Tribe spokesman Gary Bitner said there is no plan to convert the Polk County property into another gaming site.
"There's no intent there," Bitner said. "That's not the case, because the way the Indian Gaming Regulatory Act is written, the land has to have been taken into trust at the time the act was signed into law, which was in the late '80s, for it to be eligible for gaming."
Gary Garrison, a spokesman with the federal Bureau of Indian Affairs, said the Indian Gaming Regulatory Act of 1988 does allow some exceptions to that rule.
The hurdles would be nearly insurmountable for a tribe like the Seminoles of Florida.
They would need approval of the state government and the U.S. Secretary of the Interior before that could happen.
Since the 1988 law, that's happened only three times.
"On face value, the Seminole Tribe wouldn't fit because the exclusion is meant for tribes in remote areas who really have no chance of getting into a gaming operation," Garrison said. "Since they already have other casinos established and operating, the likelihood of ever getting approval would be slim to none."
The idea of having the expansive Lakeland site primarily for housing the tribe members is a remarkable change in fate.
The original 8 1/2 -acre reservation near Orient Road and I-4 in Tampa was created first as a site to bury the remains of Seminoles found on the excavation site of a city parking garage. The city asked the Seminoles to rebury the bones so it could finish the garage. They agreed. Then, so they could create a reservation, the tribal leaders needed members to live there. They asked Ruby Osceola Tiger and her clan of fewer than three dozen members to move there from a Bradenton farm.
"The farmer allowed them to live on his land, because they worked as labor for their fields. It wasn't real good housing," Max Osceola said. Ruby Tiger Osceola and her clan moved onto the property, where the tribe built simple apartment buildings for them.
"We made a reservation. We built a village where we reinterred the bones. We started a place to sell cigarettes. And bingo."
Less than three decades later, life is very different for the former farmworkers from Bradenton.
Ruby Tiger Osceola is gone. She died four years ago at age 106.
She and the other local tribe members had moved off the reservation to make room for the casino expansion. The Seminole housing authority owns at least 10 properties in Hillsborough where some of the local tribe members now live.
With federal rulings allowing high-stakes bingo on the reservations in 1981 and allowing limited casinos in 1988, tribal income skyrocketed. Gambling revenue is expected in the billions if the federal government signs off on a deal cut Wednesday with the state to expand casino games even more.
Gaming dividends that go to each of the 3,300 tribe members statewide - infants, too - soared from a reported $1,000 in the bingo hall years to $84,000 today, according to a Palm Beach Post report.
Max Osceola won't confirm how much each tribe member makes today.
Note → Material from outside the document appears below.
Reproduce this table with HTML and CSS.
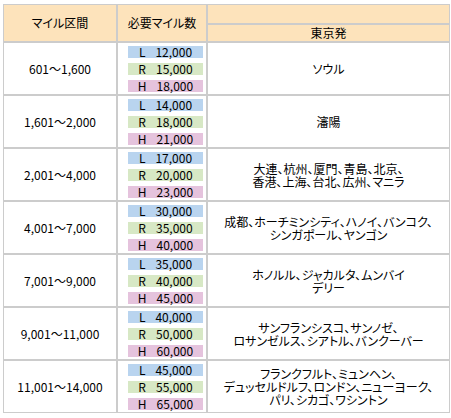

Or the tribe's budget, which started out in 1957 at $12,000.
"We've exceeded that" today, Osceola said with a chuckle.
The budget now includes free college tuition for any tribe members who want it. Osceola didn't have that luxury in the 1968-1969 school year he studied at the University of Tampa and played as a defensive lineman in that time when the school had a football team. Then, the federal government - not the cash-poor tribe - paid his tuition.
When Osceola graduated from the University of Miami in 1974, he was a novelty.
"At that time, I was only the second Seminole with a college degree," he said. "Today, we have almost 150 Seminoles with college degrees out of 3,300 Florida Seminoles. That's due to the effort of the tribal council funding education. Any college a Seminole wants to go to, we pay 100 percent."
That policy came after the advent of bingo halls on reservations in the mid-80s, he said.
"The profits of that went to the government and so they established that as a priority, to educate our youth, so we established a scholarship program," Osceola said. "I'm proud to say, a lot of those graduates are coming back and working on the tribal side - or the gaming side."